Data released by Agrisearch indicates that during the period March to May 2020 grass growth across Northern Ireland was up to 28 per cent lower than would normally be expected for this period.
This was in part due to the prolonged dry period over these months. Although this allowed many farmers to make high dry matter first cut silage, it will have inevitably impacted on the quantity produced.
Phelim Connolly, an Agri-Environment Adviser at the College of Agriculture, Food and Rural Enterprise (CAFRE) said: “Many farmers will now turn their attention to ensuring sufficient good quality second cut silage is harvested to meet winter feed requirements.
“Baled silage can be an excellent way to build up silage reserves, through the removal of excess grass supplies. However given the current wet weather, wilting may not always be possible leaving an increased pollution risk from bales produced. So, care must be taken when choosing a suitable location to store silage bales.
Silage effluent continues to be one of the most potent sources of pollution on farms and is 200 times more polluting than untreated sewage. On entering a waterway, it causes the oxygen to be rapidly removed from the water with devastating effects on animal and plant life.”
The regulations regarding silage and slurry storage are contained in Nutrient Action Programme (NAP) Regulations (Northern Ireland) 2019 which is available to view on the DAERA website. The NAP Regulations state that silage bales must be stored at least 10 meters away from a waterway and managed in such a way as to prevent seepage into a waterway.

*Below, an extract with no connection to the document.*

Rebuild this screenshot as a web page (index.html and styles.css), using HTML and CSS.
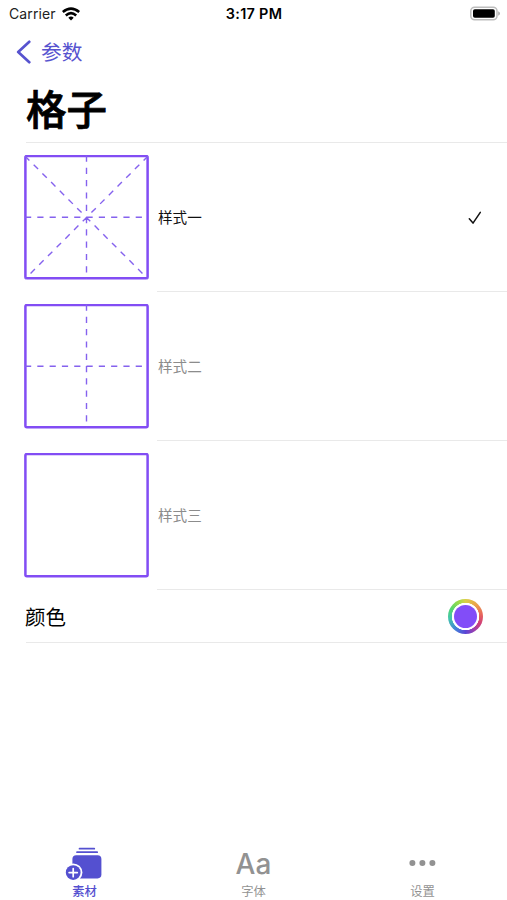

Phelim Connolly continued: “There are several key points to take into consideration when storing hay bales.
"Where possible, grass should be wilted to at least 25 per cent dry matter before baling because this his will reduce the risk of effluent seepage. Also, silage bales must be stored at least 10 metres away from any waterway and managed in such a way as to prevent seepage into a waterway.
"When choosing a storage site, ensure it is level and carefully assess the potential polluting risk to a waterway. Field or yard piped drainage systems should also be considered as storing too close to these systems could allow any escaping effluent to enter a waterway directly.
"Also, if bales are stored on concrete, the effluent must be collected in the same way as effluent from a silage pit. And, if you're storing on a hard core or stone base ensure the aggregate size is not too large as open spaces within it can accelerate movement of effluent seepage and enter groundwater systems quicker.
"In addition, if you're storing bales in a field then try to place them close to a track or lane. This will help avoid excess rutting and compaction of land during winter months when it is more likely to be saturated.
"Finally, when it comes to using baled silage, remember it must not be opened within 10 mtres of a waterway - including field drains and sheughs. Also, care should be taken to ensure that the residual effluent contained in the removed wrap does not escape to a waterway.
"And, remember to dispose of bale wrap in accordance with the Waste Management Regulations. All waste plastics used on farm should be recycled as a preferred option. If recycling is not an available option it should be taken to a licensed landfill site for disposal."